車に関してあまり知識がない方であれば、車に詳しい方に同行してもらうとよいでしょう。立ち会う人が複数人いれば、自分が聞き忘れていたことを同席者が質問してくれることもあります。
また、車の状態についても、自分が言い忘れていたことを同席者が伝えてくれるかもしれません。査定士の言動なども複数人で聞いていれば、後で言った言わないと揉めることもなくなるはずです。
そして、査定士が車のどこをどのように見て査定していたか、複数の目があったほうがよいと言えます。査定士とのやり取りを聞いて、同席者も納得すればトラブルも起こりにくいでしょう。

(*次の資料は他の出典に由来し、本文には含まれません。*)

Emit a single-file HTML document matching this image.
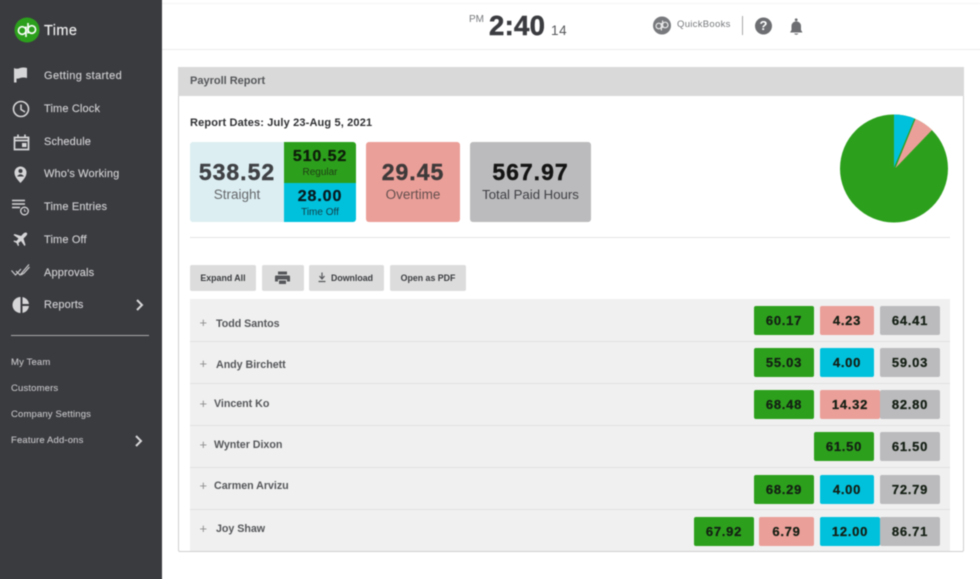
<!DOCTYPE html>
<html><head><meta charset="utf-8"><style>
html,body{margin:0;padding:0;background:#fff}
#o{position:relative;width:980px;height:579px;overflow:hidden;background:#fff}
#r{position:relative;width:980px;height:579px;background:#fff;font-family:"Liberation Sans",sans-serif;filter:blur(.45px)}
#r div{position:absolute;white-space:nowrap}
.sb{left:-6px;top:-6px;width:168px;height:591px;background:#3a3b3f}
.n{left:44px;font-size:11px;color:#cfcfd1;letter-spacing:.15px;line-height:14px;-webkit-text-stroke:.15px #cfcfd1}
.m{left:11px;font-size:9.5px;color:#c4c4c6;letter-spacing:.15px;line-height:12px;-webkit-text-stroke:.1px #c4c4c6}
.b{height:29px;line-height:29px;text-align:center;font-size:13px;font-weight:bold;border-radius:2px;color:#141f14;letter-spacing:.75px;-webkit-text-stroke:.25px #141f14}
.g{background:#2ca01c}.p{background:#eb9f99}.c{background:#00c1dc}.y{background:#bbbbbd}
.row{left:190px;width:760px;background:#f0f0f0;border-bottom:1px solid #e0e0e0;box-sizing:border-box}
.nm{font-size:10.7px;font-weight:bold;color:#55575a;letter-spacing:-.03px;line-height:14px}
.pl{font-size:13px;color:#8f8f8f;line-height:14px;left:199.5px}
.btn{top:265px;height:26px;line-height:26px;background:#dcdcdc;border-radius:2px;text-align:center;font-size:8.8px;font-weight:bold;color:#3b3d40}
.big{font-size:23px;font-weight:bold;line-height:27px;letter-spacing:1px;text-align:center}
</style></head><body><div id="o"><div id="r">
<div class="sb"></div>
<svg style="position:absolute;left:0;top:0" width="162" height="330" fill="none">
<circle cx="27" cy="30" r="12.5" fill="#2ca01c"/>
<circle cx="22.2" cy="30.500" r="3.800" stroke="#fff" stroke-width="1.600"/><path d="M26 26.500V37" stroke="#fff" stroke-width="1.600"/>
<circle cx="31.800" cy="29.500" r="3.800" stroke="#fff" stroke-width="1.600"/><path d="M28 23V33.500" stroke="#fff" stroke-width="1.600"/>
<path d="M14 68Q17 69.500 20 68Q23.500 67 27 68V78Q23.500 77 20 78Q18 79 16.500 78.500V82.500H14Z" fill="#d6d6d8"/>
<circle cx="21" cy="109" r="7.500" stroke="#d6d6d8" stroke-width="1.600"/><path d="M21 104.500V109.500L25 112" stroke="#d6d6d8" stroke-width="1.500"/>
<path d="M14.500 137.500H28.500V149.500H14.500ZM14.500 140.500H28.500" stroke="#d6d6d8" stroke-width="1.700"/><path d="M18 134.500V138M25 134.500V138" stroke="#d6d6d8" stroke-width="1.600"/><rect x="22" y="143" width="4.500" height="4" fill="#d6d6d8"/>
<path d="M20.500 183C17 179 14.500 176.500 14.500 172.500A6 6 0 0 1 26.500 172.500C26.500 176.500 24 179 20.500 183Z" fill="#d6d6d8"/><circle cx="20.500" cy="171" r="2" fill="#3a3b3f"/><path d="M17 176.500Q20.500 172 24 176.500Z" fill="#3a3b3f"/>
<path d="M12 200.500H25M12 204H25M12 207.500H20" stroke="#d6d6d8" stroke-width="1.500"/><circle cx="24.500" cy="211" r="3.800" stroke="#d6d6d8" stroke-width="1.300"/><path d="M24.500 209V211.200H26" stroke="#d6d6d8" stroke-width=".8"/>
<path d="M27 233C26 232 24.500 232.500 23.500 233.500L21 236L14.500 234L13.500 235L18.500 238.500L16.500 241L14 240.500L13.500 241.500L16.500 243L18 246L19 245.500L18.500 243L21 241L24.500 246L25.500 245L23.500 238.500L26 236C27 235 27.500 234 27 233Z" fill="#d6d6d8"/>
<path d="M11.500 270.500L15.500 275L21 269M16 271L20 275L29 264.500M21 275L24 273L29.500 267" stroke="#c9c9cb" stroke-width="1.200"/>
<path d="M20.500 297A8 8 0 1 0 20.500 313Z" fill="#d6d6d8"/><path d="M22.500 297A8 8 0 0 1 29 304H22.500ZM22.500 306H29A8 8 0 0 1 22.500 313Z" fill="#d6d6d8"/>
<path d="M137 300L142 305L137 310" stroke="#d6d6d8" stroke-width="2"/>
</svg>
<div style="left:44px;top:22px;font-size:14.500px;color:#eee;letter-spacing:.4px;line-height:18px;-webkit-text-stroke:.15px #eee">Time</div>
<div class="n" style="top:69px;letter-spacing:.4px">Getting started</div>
<div class="n" style="top:102px">Time Clock</div>
<div class="n" style="top:135px">Schedule</div>
<div class="n" style="top:167px">Who's Working</div>
<div class="n" style="top:200px">Time Entries</div>
<div class="n" style="top:233px">Time Off</div>
<div class="n" style="top:266px">Approvals</div>
<div class="n" style="top:298px">Reports</div>
<div style="left:11px;top:335px;width:138px;height:1px;background:#a9a9ab"></div>
<div class="m" style="top:357px">My Team</div>
<div class="m" style="top:383px">Customers</div>
<div class="m" style="top:409px">Company Settings</div>
<div class="m" style="top:435px">Feature Add-ons</div>
<svg style="position:absolute;left:134px;top:434px" width="10" height="14" fill="none"><path d="M2 2L7 7L2 12" stroke="#d6d6d8" stroke-width="2"/></svg>

<div style="left:162px;top:3px;width:818px;height:1px;background:#f4f4f4"></div>
<div style="left:162px;top:49px;width:824px;height:1px;background:#ececec"></div>
<div style="left:469px;top:14px;font-size:10px;color:#77797c;line-height:12px">PM</div>
<div style="left:489px;top:11px;font-size:27.500px;font-weight:bold;color:#3b3c40;line-height:30px;letter-spacing:.3px;-webkit-text-stroke:.5px #3b3c40">2:40</div>
<div style="left:551px;top:23px;font-size:13.500px;color:#55575a;line-height:16px;letter-spacing:.6px">14</div>
<svg style="position:absolute;left:652px;top:16px" width="160" height="20" fill="none">
<circle cx="10" cy="9.500" r="9" fill="#77797c"/>
<circle cx="6.800" cy="10" r="2.800" stroke="#e8e8e8" stroke-width="1.200"/><path d="M9.400 7V14.500" stroke="#e8e8e8" stroke-width="1.200"/>
<circle cx="13.200" cy="9" r="2.800" stroke="#e8e8e8" stroke-width="1.200"/><path d="M10.600 4.500V12" stroke="#e8e8e8" stroke-width="1.200"/>
<rect x="90" y="-1" width="1" height="20" fill="#a8a8a8"/>
<circle cx="111.500" cy="10" r="8.500" fill="#6c6e71"/>
<path d="M138 16.500H150.500L149 14V9.500A4.800 4.800 0 0 0 139.500 9.500V14Z" fill="#6c6e71"/><circle cx="144.200" cy="3.800" r="1.400" fill="#6c6e71"/><path d="M142 17.500Q144.200 20 146.500 17.500Z" fill="#6c6e71"/>
</svg>
<div style="left:759px;top:18px;width:9px;text-align:center;font-size:13px;font-weight:bold;color:#fff;line-height:16px">?</div>
<div style="left:677px;top:18px;font-size:9.500px;color:#77797c;letter-spacing:.3px;line-height:13px">QuickBooks</div>

<div style="left:178px;top:67px;width:786px;height:485px;border:1px solid #cfcfcf;border-radius:2px;box-sizing:border-box"></div>
<div style="left:178px;top:67px;width:786px;height:29px;background:#d9d9d9"></div>
<div style="left:190px;top:74px;font-size:11px;font-weight:bold;color:#55575a;line-height:14px">Payroll Report</div>
<div style="left:190px;top:116px;font-size:11px;font-weight:bold;color:#2f3033;line-height:14px;letter-spacing:.15px">Report Dates: July 23-Aug 5, 2021</div>

<div style="left:190px;top:142px;width:94px;height:80px;background:#dceef2;border-radius:3px 0 0 3px"></div>
<div style="left:284px;top:142px;width:72px;height:41px;background:#2ca01c;border-radius:0 3px 0 0"></div>
<div style="left:284px;top:183px;width:72px;height:39px;background:#00c1dc;border-radius:0 0 3px 0"></div>
<div class="big" style="left:190px;top:159px;width:94px;color:#3f4145;-webkit-text-stroke:.4px #3f4145">538.52</div>
<div style="left:190px;top:187px;width:94px;text-align:center;font-size:13.500px;color:#66686b;line-height:16px">Straight</div>
<div style="left:284px;top:147px;width:72px;text-align:center;font-size:16px;font-weight:bold;color:#0e1d0a;line-height:19px;letter-spacing:.9px;-webkit-text-stroke:.3px #0e1d0a">510.52</div>
<div style="left:284px;top:167px;width:72px;text-align:center;font-size:10px;color:#1f3d16;line-height:12px">Regular</div>
<div style="left:284px;top:187px;width:72px;text-align:center;font-size:16px;font-weight:bold;color:#071c22;line-height:19px;letter-spacing:.9px;-webkit-text-stroke:.3px #071c22">28.00</div>
<div style="left:284px;top:206.500px;width:72px;text-align:center;font-size:10px;color:#123d48;line-height:12px">Time Off</div>

<div style="left:366px;top:142px;width:94px;height:80px;background:#eb9f99;border-radius:3px"></div>
<div class="big" style="left:366px;top:159px;width:94px;color:#3f3a3a;-webkit-text-stroke:.4px #3f3a3a">29.45</div>
<div style="left:366px;top:187px;width:94px;text-align:center;font-size:13.500px;color:#65504e;line-height:16px">Overtime</div>
<div style="left:470px;top:142px;width:121px;height:80px;background:#bbbbbd;border-radius:3px"></div>
<div class="big" style="left:470px;top:159px;width:121px;color:#141414;-webkit-text-stroke:.4px #141414">567.97</div>
<div style="left:470px;top:187px;width:121px;text-align:center;font-size:13.200px;color:#3f4044;line-height:16px">Total Paid Hours</div>

<svg style="position:absolute;left:834px;top:108px" width="120" height="120">
<circle cx="60" cy="60.500" r="54" fill="#2ca01c"/>
<path d="M60 59.500V6.500A54 54 0 0 1 80.500 10.500Z" fill="#00c1dc"/>
<path d="M61.500 60L81.500 11A54 54 0 0 1 98 22Z" fill="#eb9f99"/>
</svg>

<div style="left:190px;top:237px;width:760px;height:1px;background:#e4e4e4"></div>

<div class="btn" style="left:190px;width:66px">Expand All</div>
<div class="btn" style="left:262px;width:42px"></div>
<svg style="position:absolute;left:275px;top:271px" width="16" height="14"><path d="M3 0.500H12V3.500H3ZM1 4.500H14Q15 4.500 15 5.500V10.500H12V8.500H3V10.500H0V5.500Q0 4.500 1 4.500ZM4 9.500H11V13H4Z" fill="#55575a"/></svg>
<div class="btn" style="left:309px;width:75px;padding-left:11px;box-sizing:border-box">Download</div>
<svg style="position:absolute;left:317px;top:272px" width="10" height="12"><path d="M5 0.500V6M2.500 4L5 7L7.500 4M1.500 9.500H8.500" stroke="#55575a" stroke-width="1.200" fill="none"/></svg>
<div class="btn" style="left:390px;width:76px">Open as PDF</div>

<div class="row" style="top:299px;height:43px"></div>
<div class="row" style="top:342px;height:42px"></div>
<div class="row" style="top:384px;height:42px"></div>
<div class="row" style="top:426px;height:42px"></div>
<div class="row" style="top:468px;height:42px"></div>
<div class="row" style="top:510px;height:41px;border-bottom:0"></div>

<div class="pl" style="top:316px">+</div><div class="nm" style="left:216px;top:317px">Todd Santos</div>
<div class="pl" style="top:357px">+</div><div class="nm" style="left:216px;top:358px">Andy Birchett</div>
<div class="pl" style="top:397px">+</div><div class="nm" style="left:214px;top:397px">Vincent Ko</div>
<div class="pl" style="top:438px">+</div><div class="nm" style="left:214px;top:438px">Wynter Dixon</div>
<div class="pl" style="top:479px">+</div><div class="nm" style="left:214px;top:479px">Carmen Arvizu</div>
<div class="pl" style="top:522px">+</div><div class="nm" style="left:216px;top:522px">Joy Shaw</div>

<div class="b g" style="left:754px;top:306px;width:60px">60.17</div><div class="b p" style="left:820px;top:306px;width:54px">4.23</div><div class="b y" style="left:880px;top:306px;width:60px">64.41</div>
<div class="b g" style="left:754px;top:348px;width:60px">55.03</div><div class="b c" style="left:820px;top:348px;width:54px">4.00</div><div class="b y" style="left:880px;top:348px;width:60px">59.03</div>
<div class="b g" style="left:754px;top:390px;width:60px">68.48</div><div class="b p" style="left:820px;top:390px;width:60px">14.32</div><div class="b y" style="left:880px;top:390px;width:60px">82.80</div>
<div class="b g" style="left:814px;top:432px;width:60px">61.50</div><div class="b y" style="left:880px;top:432px;width:60px">61.50</div>
<div class="b g" style="left:754px;top:475px;width:60px">68.29</div><div class="b c" style="left:820px;top:475px;width:54px">4.00</div><div class="b y" style="left:880px;top:475px;width:60px">72.79</div>
<div class="b g" style="left:694px;top:517px;width:60px">67.92</div><div class="b p" style="left:759px;top:517px;width:55px">6.79</div><div class="b c" style="left:820px;top:517px;width:60px">12.00</div><div class="b y" style="left:880px;top:517px;width:60px">86.71</div>
</div></div></body></html>
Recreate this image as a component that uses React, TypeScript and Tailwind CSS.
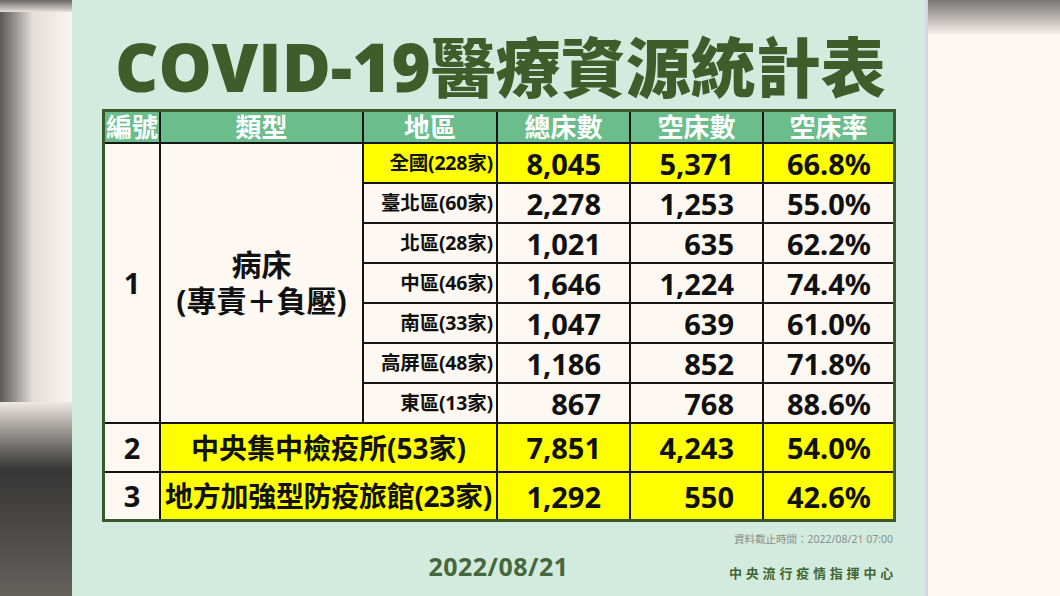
const rows = [
  { area: '全國(228家)', total: '8,045', empty: '5,371', rate: '66.8%', hl: true },
  { area: '臺北區(60家)', total: '2,278', empty: '1,253', rate: '55.0%' },
  { area: '北區(28家)', total: '1,021', empty: '635', rate: '62.2%' },
  { area: '中區(46家)', total: '1,646', empty: '1,224', rate: '74.4%' },
  { area: '南區(33家)', total: '1,047', empty: '639', rate: '61.0%' },
  { area: '高屏區(48家)', total: '1,186', empty: '852', rate: '71.8%' },
  { area: '東區(13家)', total: '867', empty: '768', rate: '88.6%' },
];

const headers = ['編號', '類型', '地區', '總床數', '空床數', '空床率'];

function NumCell({ value, hl, last }: { value: string; hl?: boolean; last?: boolean }) {
  return (
    <div
      className={`flex items-center justify-end text-[29px] leading-none ${
        last ? 'pr-[22px]' : 'pr-[28px]'
      } ${hl ? 'bg-[#ffff00]' : 'bg-[#fdf8f2]'}`}
    >
      {value}
    </div>
  );
}

function BedTable() {
  return (
    <div
      className="grid grid-cols-[54px_201px_132px_131px_131px_129px] grid-rows-[30px_repeat(7,38px)_47px_46px]
                 gap-[2px] bg-[#141414] border-[3px] border-[#3b5a2b] w-[794px]
                 font-['Noto_Sans','Noto_Sans_CJK_TC',sans-serif] font-bold text-[#111]"
    >
      {/* Header */}
      {headers.map(h => (
        <div
          key={h}
          className="bg-[#6bbd8c] flex items-center justify-center text-white text-[26px] leading-none"
        >
          {h}
        </div>
      ))}

      {/* Group 1 */}
      <div className="row-span-7 bg-[#fdf8f2] flex items-center justify-center text-[29px]">1</div>
      <div className="row-span-7 bg-[#fdf8f2] flex flex-col items-center justify-center text-[30px] leading-[36px]">
        <span>病床</span>
        <span>(專責＋負壓)</span>
      </div>
      {rows.map(r => (
        <div key={r.area} className="contents">
          <div
            className={`flex items-center justify-end pr-[3px] text-[19.5px] leading-none tracking-[-0.2px] ${
              r.hl ? 'bg-[#ffff00]' : 'bg-[#fdf8f2]'
            }`}
          >
            {r.area}
          </div>
          <NumCell value={r.total} hl={r.hl} />
          <NumCell value={r.empty} hl={r.hl} />
          <NumCell value={r.rate} hl={r.hl} last />
        </div>
      ))}

      {/* Group 2 */}
      <div className="bg-[#fdf8f2] flex items-center justify-center text-[29px]">2</div>
      <div className="col-span-2 bg-[#ffff00] flex items-center justify-center text-[28px] leading-none">
        中央集中檢疫所(53家)
      </div>
      <NumCell value="7,851" hl />
      <NumCell value="4,243" hl />
      <NumCell value="54.0%" hl last />

      {/* Group 3 */}
      <div className="bg-[#fdf8f2] flex items-center justify-center text-[29px]">3</div>
      <div className="col-span-2 bg-[#ffff00] flex items-center justify-center text-[28px] leading-none whitespace-nowrap tracking-[-0.3px]">
        地方加強型防疫旅館(23家)
      </div>
      <NumCell value="1,292" hl />
      <NumCell value="550" hl />
      <NumCell value="42.6%" hl last />
    </div>
  );
}

export default function App() {
  return (
    <div className="w-[1060px] h-[596px] flex overflow-hidden bg-[#fcf6f0]">
      {/* blurred left edge */}
      <div className="w-[72px] flex flex-col">
        <div className="h-[12px] bg-linear-to-b from-[#6a6866] to-[#e8e2dc]" />
        <div className="h-[390px] bg-linear-to-r from-[#5a5a5a] via-[#e2ddd7] via-45% to-[#fbf5ef]" />
        <div className="flex-1 bg-linear-to-b from-[#efe9e3] via-[#363636] via-35% to-[#64615d]" />
      </div>

      {/* slide */}
      <div className="w-[853px] bg-[#d3ebde] flex flex-col px-[30px]">
        <div className="h-[109px] pt-[29px] pl-[13px] leading-[70px] text-[65px] text-[#3d5e2b] whitespace-nowrap font-['Noto_Sans_CJK_TC',sans-serif] font-black">
          <span className="font-['Open_Sans','Noto_Sans',sans-serif] font-extrabold text-[67px] leading-[70px]">
            COVID-19
          </span>
          <span className="leading-[70px]">醫療資源統計表</span>
        </div>

        <BedTable />

        <div className="mt-[9px] grid grid-cols-[1fr_auto_1fr] font-['Noto_Sans','Noto_Sans_CJK_TC',sans-serif]">
          <div />
          <div className="pt-[22px] text-[25px] leading-[26px] font-bold text-[#44683b] tracking-[0.5px]">
            2022/08/21
          </div>
          <div className="flex flex-col items-end pr-[2px]">
            <span className="text-[10.5px] leading-[16px] text-[#8a8f8a]">
              資料截止時間：2022/08/21 07:00
            </span>
            <span className="mt-[18px] mr-[-4px] text-[13px] leading-[16px] font-bold text-[#3f6532] tracking-[3.8px]">
              中央流行疫情指揮中心
            </span>
          </div>
        </div>
      </div>

      {/* right blurred area */}
      <div className="flex-1 flex flex-col border-l-[3px] border-[#e2cdee]">
        <div className="h-[36px] bg-linear-to-b from-[#7a7776] to-[#fdf7f1]" />
        <div className="flex-1 bg-[#fdf7f1]" />
      </div>
    </div>
  );
}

減額請求については、買取業者ごとに取り決めがなされている場合が多いです。例えば、売買契約成立後は、いかなる理由でも減額はしないと公言している買取業者もあります。
また、中古車市場での車の価格は刻々と変動するので、車の引き渡し日が遅れるとその分査定額が減額になると契約書に明記している場合もあります。
査定時にはどうしても査定額ばかりが気になってしまい、減額やキャンセルなどについて聞きそびれる方も多いです。後でトラブルに巻き込まれないように、そもそも減額になるのか、なるとすればどのようなケースかを査定時に詳しく聞いておくことが大事です。
車の査定時には、車の状態について知っていることは全て査定士に伝えましょう。また、質問されたことは隠したり嘘をついたりしないで正直に答えることが大事です。
査定額が下がるのを恐れ、特に修復歴やエンジンの不具合などを黙っていると、後で減額請求された時に責任を問われます。
事故を起こして車を修理したことがある場合、修復歴がどうか判断がつかなくてもその旨を伝えれば問題ありません。
また、中古車を購入している場合だと、前の持ち主の事故歴などが分からないこともあります。その場合は、中古車なので前のことは分からないと素直に伝えればよいでしょう。